The reality of politics around the globe is that truly gifted political leaders like Barack Obama, with the ability to inspire people and marshal popular support from the general public for economically painful solutions to their countries problems, only come along once in a generation. The rest of the time our democratic political leaders tend to be people who attain their positions of power by using divide and conquer schemes to outwit their opponents and or manipulate public opinion. They aren’t inspiring natural leaders.
Authoritarian rulers also get to the top of their nations’ political heaps using the same methods that their democratic counter-parts use except they only have to contend with their countries’ business and social élites. They have an easier time of it than democratic leaders do, in terms of pushing unpopular policies on the general public, because they don’t have to worry about winning popular elections in the future.
But outside of a few extremely repressive regimes, even the most gifted and or authoritarian political leaders still have to be able to deal effectively with popular opposition to their policies if they want to maintain their grip on the reins of power.
President Obama is a gifted political leader who won election with a substantial majority of the popular and electoral vote. But he still has to grapple with winning the legislative support of Democratic members of Congress for his policy prescriptions, many of whom won election by only the barest of margins. Those legislators are worried about their prospects for winning re-election if their constituents or the business and social elites who fund their re-election campaigns decide they don’t like those policies.
As a result, the Climate Change bill that barely squeaked through the US Congress at the end of June was at best a very weak prescription for dealing with an ailment that is rapidly worsening. The good news is that the US Congress finally agreed to cut America’s carbon emissions, but the bad news is America will only cut them by 17% come the year 2020. Instead of a cap-and-trade system where credits for carbon emissions are sold to the highest bidders in order to provide money to offset increasing energy bills, the US will give 85% of them away to America’s biggest polluters for free.

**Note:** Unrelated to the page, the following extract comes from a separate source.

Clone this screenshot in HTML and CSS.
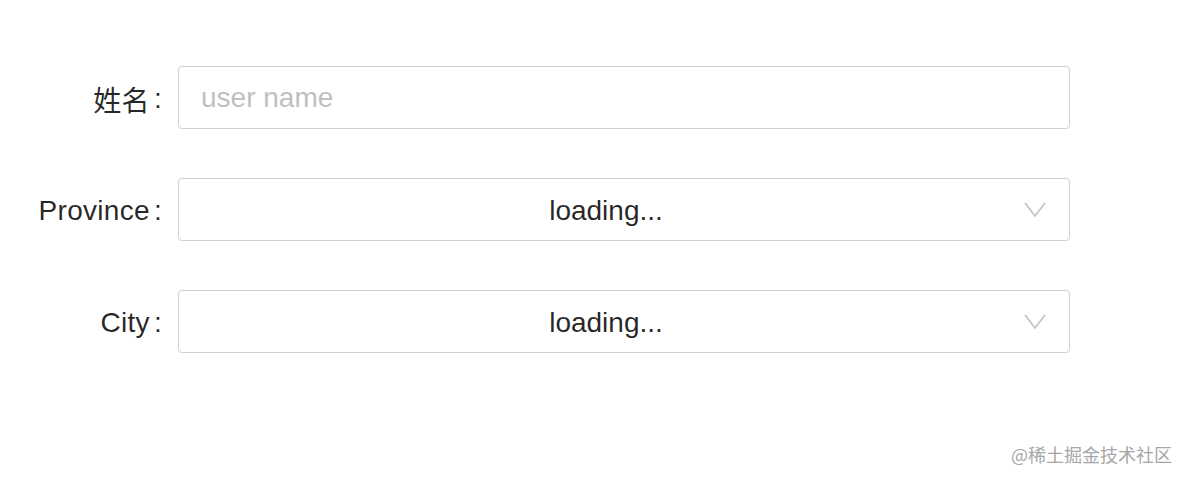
FILE: index.html
```html
<!DOCTYPE html>
<html lang="zh">
<head>
  <meta charset="UTF-8">
  <title>Form</title>
  <link rel="stylesheet" href="styles.css">
</head>
<body>
  <form class="form">
    <label class="label" for="name">姓名</label>
    <input class="field" id="name" type="text" placeholder="user name">

    <label class="label">Province</label>
    <div class="field select">
      <span class="select-value">loading...</span>
      <svg class="arrow" width="22" height="16" viewBox="0 0 22 16"><path d="M1 2 L11 15 L21 2" fill="none" stroke="#bfbfbf" stroke-width="1.6"/></svg>
    </div>

    <label class="label">City</label>
    <div class="field select">
      <span class="select-value">loading...</span>
      <svg class="arrow" width="22" height="16" viewBox="0 0 22 16"><path d="M1 2 L11 15 L21 2" fill="none" stroke="#bfbfbf" stroke-width="1.6"/></svg>
    </div>
  </form>
  <div class="watermark">@稀土掘金技术社区</div>
</body>
</html>
```

FILE: styles.css
```css
body {
  margin: 0;
  height: 484px;
  overflow: hidden;
  position: relative;
  background: #fff;
  font-family: 'Liberation Sans', 'Noto Sans CJK SC', Arial, sans-serif;
  color: rgba(0, 0, 0, 0.85);
}
.form {
  display: grid;
  grid-template-columns: 162px 892px;
  grid-auto-rows: 63px;
  column-gap: 16px;
  row-gap: 49px;
  padding-top: 66px;
}
.label {
  display: flex;
  align-items: center;
  justify-content: flex-end;
  font-size: 28px;
  letter-spacing: 0.3px;
  padding-top: 2px;
}
.label::after {
  content: ':';
  margin-left: 4px;
}
.field {
  box-sizing: border-box;
  height: 63px;
  border: 1px solid #d0d0d0;
  border-radius: 4px;
  font-family: inherit;
  font-size: 28px;
  padding: 0 22px;
  color: rgba(0, 0, 0, 0.85);
  outline: none;
}
.field::placeholder {
  color: #bfbfbf;
}
.select {
  position: relative;
  display: flex;
  align-items: center;
  justify-content: center;
  padding: 3px 58px 0 22px;
}
.arrow {
  position: absolute;
  right: 23px;
  top: 22px;
}
.watermark {
  position: absolute;
  right: 16px;
  bottom: 17px;
  font-size: 18px;
  color: #a6a6a6;
  font-family: 'Noto Sans CJK SC', sans-serif;
  text-shadow: 0 0 1px #fff;
}
```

While I agree with environmental NGOs that this bill fits the description of being “too little, too late”, I still can’t understand why Greenpeace actually came out against it. It has only taken the US Congress twenty years to get to the point where it was finally willing to play ball and cut America’s carbon emissions, so Greenpeace’s response, that no bill that cuts carbon emissions is preferable to a weak one, strikes me as disingenuous.
I am all for much stronger carbon reduction measures but please, let’s be a bit more realistic. A flawed climate change bill can still be tightened and strengthened in future years while some progress is made in the meantime; but no climate change legislation means no progress whatsoever until the political will exists for stronger measures. It is precisely this kind of thinking, on the part of some environmentalists, that leads many of their opponents to conclude that there is no point in negotiating with them.
Looking ahead to the UN Climate Change conference this December there are seven major entities that will be involved in negotiating a carbon emissions treaty to replace the ineffective Kyoto Protocol. The EU has the most political will to negotiate meaningful cuts in global carbon emissions, largely because a more educated citizenry that elects its leaders is more concerned about the consequences of climate change. Weak though it may be, there is at least some political will to address the problem of climate change due to global warming in America.
But what about the political will of China’s authoritarian regime? Or India’s democratically elected political leaders? Or the political will of Putin and Russia’s quasi-democratic political regime? These three countries are the largest sources of industrial carbon emissions outside of America and the EU and their combined emissions exceed those of the EU and America. Then we have the democratic governments of Brazil and Indonesia which have been unable to halt the illegal logging and clearing of their tropical rainforests even though they have designated them as “protected” national forests.
These seven entities account for approximately 70% of global carbon emissions, but the wealthier EU and America emit much more carbon per person than the denizens of the other five nations. The core of these countries collective position towards the EU and America is; that we need to “pay” them to reduce their emissions. Unfortunately for our global climate, I don’t see much evidence that the citizens of the EU or America are sufficiently alarmed about the consequences to be willing to pay to avoid them.